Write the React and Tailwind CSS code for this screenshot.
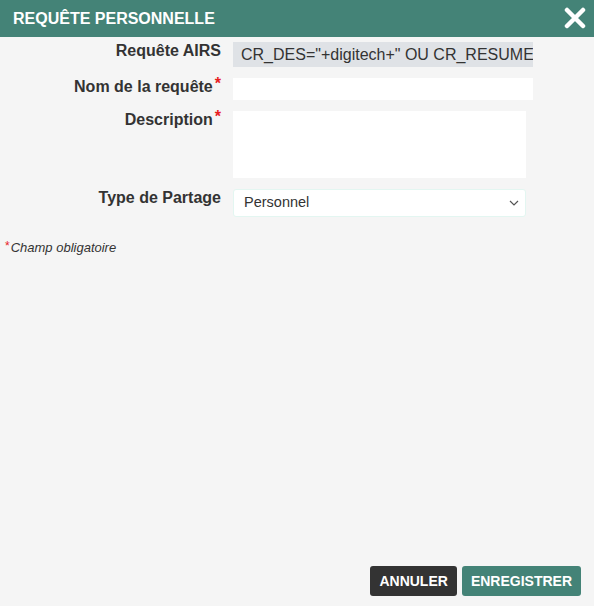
import React from "react";

function Req() {
  return <span className="text-[#e8201f] text-[16px] relative -top-[3px] ml-[2px]">*</span>;
}

export default function App() {
  return (
    <div className="w-[594px] h-[606px] flex flex-col bg-[#f5f5f5] font-['Liberation_Sans',Arial,sans-serif] text-[#333]">
      <div className="h-[37px] bg-[#448377] flex items-center justify-between pl-[13px] pr-[8px] shrink-0">
        <span className="text-white font-bold text-[16px] tracking-[0px]">REQUÊTE PERSONNELLE</span>
        <svg width="22" height="22" viewBox="0 0 22 22" className="mt-[-2px]">
          <path d="M3 3 L19 19 M19 3 L3 19" stroke="white" strokeWidth="4.5" strokeLinecap="round" />
        </svg>
      </div>
      <div className="flex flex-col gap-[11px] pt-[5px]">
        <div className="flex">
          <div className="w-[221px] text-right font-bold text-[16px] leading-[18px]">Requête AIRS</div>
          <div className="ml-[12px] w-[300px] h-[25px] bg-[#dfe2e6] overflow-hidden whitespace-nowrap pl-[8px] text-[16px] leading-[25px] text-[#333]">
            CR_DES="+digitech+" OU CR_RESUME
          </div>
        </div>
        <div className="flex">
          <div className="w-[221px] text-right font-bold text-[16px] leading-[18px]">Nom de la requête<Req /></div>
          <div className="ml-[12px] w-[300px] h-[22px] bg-white" />
        </div>
        <div className="flex">
          <div className="w-[221px] text-right font-bold text-[16px] leading-[18px]">Description<Req /></div>
          <div className="ml-[12px] w-[293px] h-[67px] bg-white" />
        </div>
        <div className="flex">
          <div className="w-[221px] text-right font-bold text-[16px] leading-[18px]">Type de Partage</div>
          <div className="ml-[12px] w-[293px] h-[28px] bg-white border border-[#e3f6f1] rounded-[3px] flex items-center justify-between pl-[10px] pr-[6px]">
            <span className="text-[14.5px] text-[#333]">Personnel</span>
            <svg width="10" height="6" viewBox="0 0 10 6">
              <path d="M1 1 L5 5 L9 1" stroke="#555" strokeWidth="1.2" fill="none" />
            </svg>
          </div>
        </div>
      </div>
      <div className="mt-[21px] pl-[5px] text-[13px] italic text-[#333]">
        <span className="text-[#e8201f] not-italic text-[12px] relative -top-[2px] mr-[1px]">*</span>Champ obligatoire
      </div>
      <div className="flex-1" />
      <div className="flex justify-end gap-[5px] pr-[13px] pb-[10px]">
        <button className="h-[30px] px-[9px] bg-[#333] text-white font-bold text-[14px] rounded-[3px]">ANNULER</button>
        <button className="h-[30px] px-[9px] bg-[#448377] text-white font-bold text-[14px] rounded-[3px]">ENREGISTRER</button>
      </div>
    </div>
  );
}
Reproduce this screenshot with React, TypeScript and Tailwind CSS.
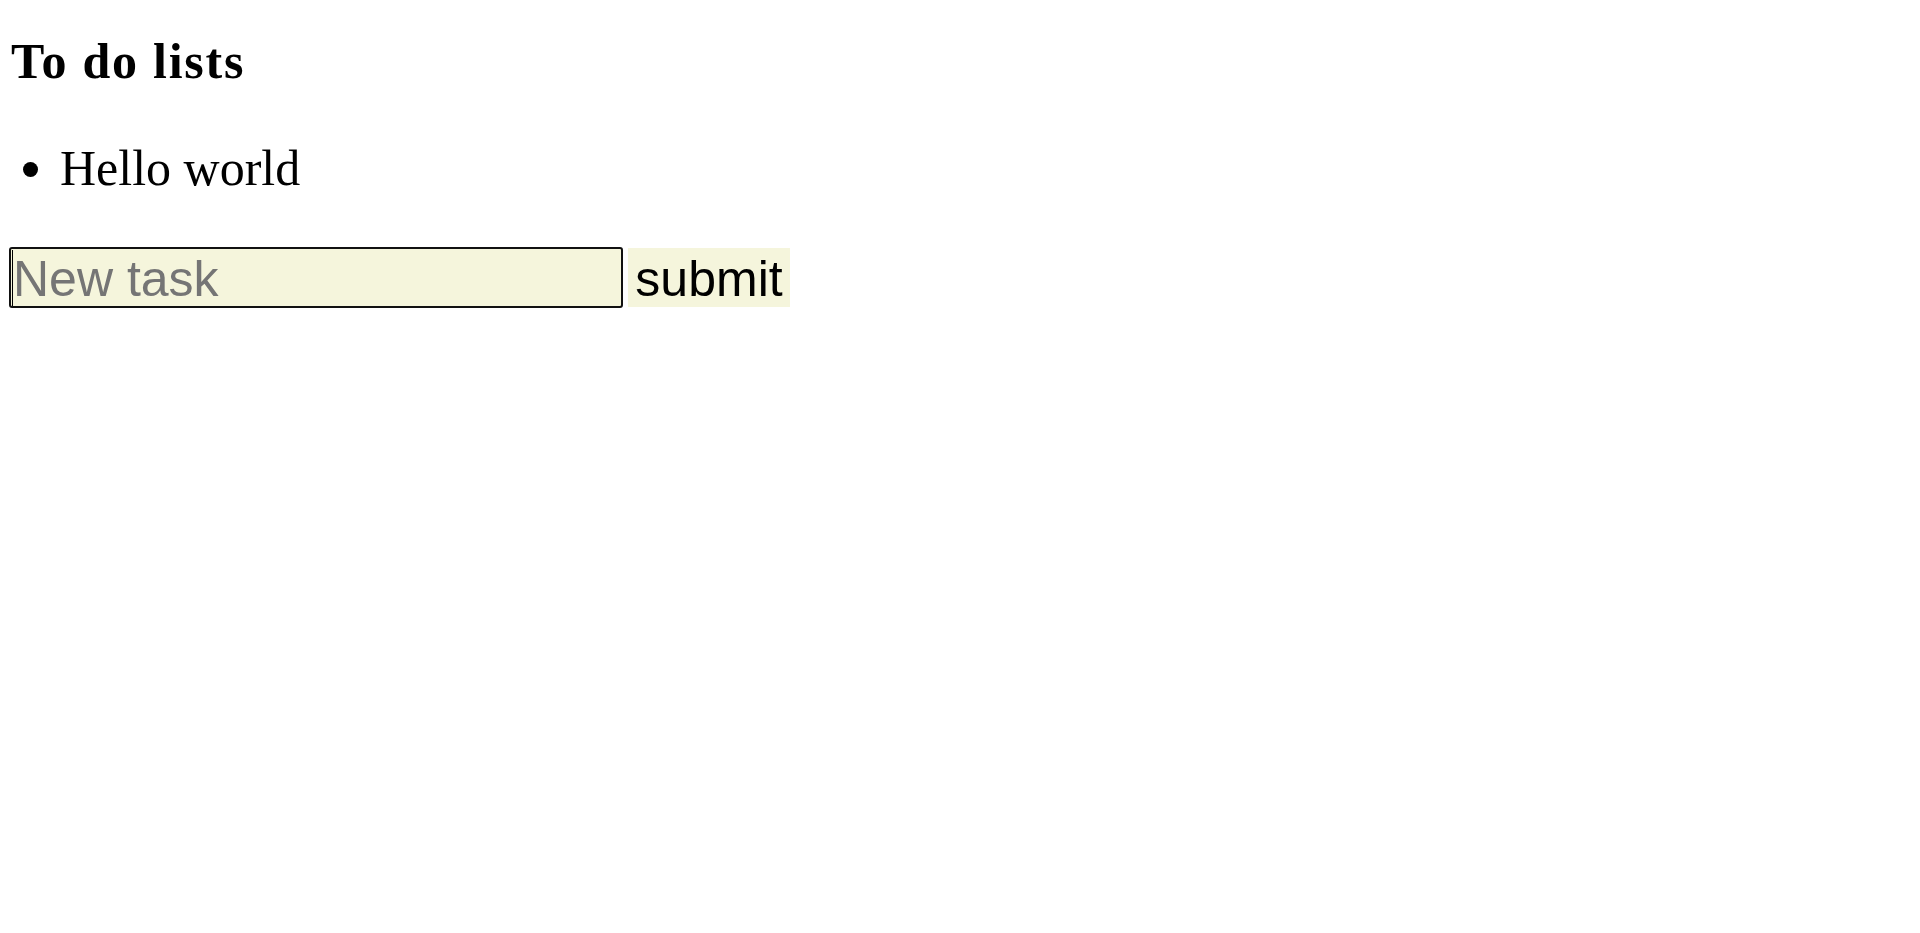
const App = () => {
    return (
        <div className="min-h-screen bg-white pl-[9px] pt-[34px] font-['Liberation_Serif',serif] text-black">
            <h1 className="ml-[2px] text-[50px] leading-[55px] font-bold tracking-[1.75px]">To do lists</h1>
            <ul className="mt-[52px]">
                <li className="flex h-[55px] items-center text-[50px] leading-[55px]">
                    <span className="ml-[14px] inline-block h-[15px] w-[15px] translate-y-[1px] rounded-full bg-black" />
                    <span className="ml-[22px]">Hello world</span>
                </li>
            </ul>
            {/* new task form */}
            <form className="mt-[51px] flex items-start gap-[5px] font-['Liberation_Sans',Arial,sans-serif]" onSubmit={(e) => e.preventDefault()}>
                <div className="relative">
                    <input
                        type="text"
                        placeholder="New task"
                        className="h-[61px] w-[614px] rounded-[3px] border-2 border-[#111] bg-[#f5f5dc] px-[2px] pt-[3px] text-[50px] text-black outline-none placeholder:text-[#757575]"
                    />
                    <span className="absolute left-[3px] top-[3px] h-[56px] w-[1px] bg-black" />
                </div>
                <button type="submit" className="mt-[1px] flex h-[59px] w-[162px] items-center justify-center bg-[#f5f5dc] pt-[2px] text-[50px] leading-none text-black">
                    submit
                </button>
            </form>
        </div>
    );
};

export default App;
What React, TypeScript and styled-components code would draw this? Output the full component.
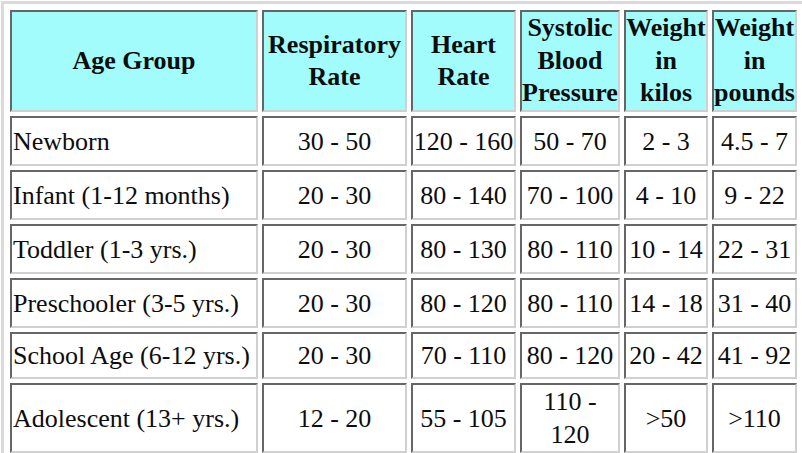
import styled, { createGlobalStyle } from "styled-components";

const GlobalStyle = createGlobalStyle`
  html, body {
    margin: 0;
    padding: 0;
    background: #ffffff;
    overflow: hidden;
  }
`;

interface VitalsRow {
  age: string;
  resp: string;
  heart: string;
  systolic: string;
  kilos: string;
  pounds: string;
  height: number;
}

const rows: VitalsRow[] = [
  { age: "Newborn", resp: "30 - 50", heart: "120 - 160", systolic: "50 - 70", kilos: "2 - 3", pounds: "4.5 - 7", height: 50 },
  { age: "Infant (1-12 months)", resp: "20 - 30", heart: "80 - 140", systolic: "70 - 100", kilos: "4 - 10", pounds: "9 - 22", height: 50 },
  { age: "Toddler (1-3 yrs.)", resp: "20 - 30", heart: "80 - 130", systolic: "80 - 110", kilos: "10 - 14", pounds: "22 - 31", height: 50 },
  { age: "Preschooler (3-5 yrs.)", resp: "20 - 30", heart: "80 - 120", systolic: "80 - 110", kilos: "14 - 18", pounds: "31 - 40", height: 50 },
  { age: "School Age (6-12 yrs.)", resp: "20 - 30", heart: "70 - 110", systolic: "80 - 120", kilos: "20 - 42", pounds: "41 - 92", height: 47 },
  { age: "Adolescent (13+ yrs.)", resp: "12 - 20", heart: "55 - 105", systolic: "110 - 120", kilos: ">50", pounds: ">110", height: 68 },
];

const headers: { label: string[]; width: number }[] = [
  { label: ["Age Group"], width: 248 },
  { label: ["Respiratory", "Rate"], width: 145 },
  { label: ["Heart", "Rate"], width: 105 },
  { label: ["Systolic", "Blood", "Pressure"], width: 100 },
  { label: ["Weight", "in", "kilos"], width: 84 },
  { label: ["Weight", "in", "pounds"], width: 85 },
];

export default function App() {
  return (
    <>
      <GlobalStyle />
      <StyledTable>
        <thead>
          <StyledRow $height={102}>
            {headers.map((h) => (
              <StyledHeadCell key={h.label.join(" ")} $width={h.width}>
                {h.label.map((line, i) => (
                  <span key={i}>
                    {i > 0 && <br />}
                    {line}
                  </span>
                ))}
              </StyledHeadCell>
            ))}
          </StyledRow>
        </thead>
        <tbody>
          {rows.map((r) => (
            <StyledRow key={r.age} $height={r.height}>
              <StyledCell $align="left">{r.age}</StyledCell>
              <StyledCell>{r.resp}</StyledCell>
              <StyledCell>{r.heart}</StyledCell>
              <StyledCell>{r.systolic}</StyledCell>
              <StyledCell>{r.kilos}</StyledCell>
              <StyledCell>{r.pounds}</StyledCell>
            </StyledRow>
          ))}
        </tbody>
      </StyledTable>
    </>
  );
}

const StyledTable = styled.table`
  margin: 1px 0 0 1px;
  width: 805px;
  table-layout: fixed;
  border-collapse: separate;
  border-spacing: 4px;
  padding: 2px;
  border: 3px solid #dadada;
  background: #ffffff;
  font-family: "Liberation Serif", "Times New Roman", serif;
  font-size: 26px;
  color: #0d0d0d;
`;

const StyledRow = styled.tr<{ $height: number }>`
  height: ${(p) => p.$height}px;
`;

const StyledHeadCell = styled.th<{ $width: number }>`
  box-sizing: border-box;
  width: ${(p) => p.$width}px;
  padding: 0;
  background: #a2fcfc;
  font-weight: bold;
  line-height: 32.5px;
  text-align: center;
  vertical-align: middle;
  white-space: nowrap;
  border-style: solid;
  border-width: 2px;
  border-color: #666666 #d0d0d0 #d0d0d0 #666666;
`;

const StyledCell = styled.td<{ $align?: "left" | "center" }>`
  box-sizing: border-box;
  padding: 0 0 0 ${(p) => (p.$align === "left" ? "1px" : "0")};
  text-align: ${(p) => p.$align ?? "center"};
  vertical-align: middle;
  line-height: 33px;
  background: #ffffff;
  white-space: normal;
  border-style: solid;
  border-width: 2px;
  border-color: #666666 #d0d0d0 #d0d0d0 #666666;
`;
_ _ _ _ _
PROBLEM DETAILS:
Go over the entries above and say how many lines hold the string "this", with no other text.

REPLY:
3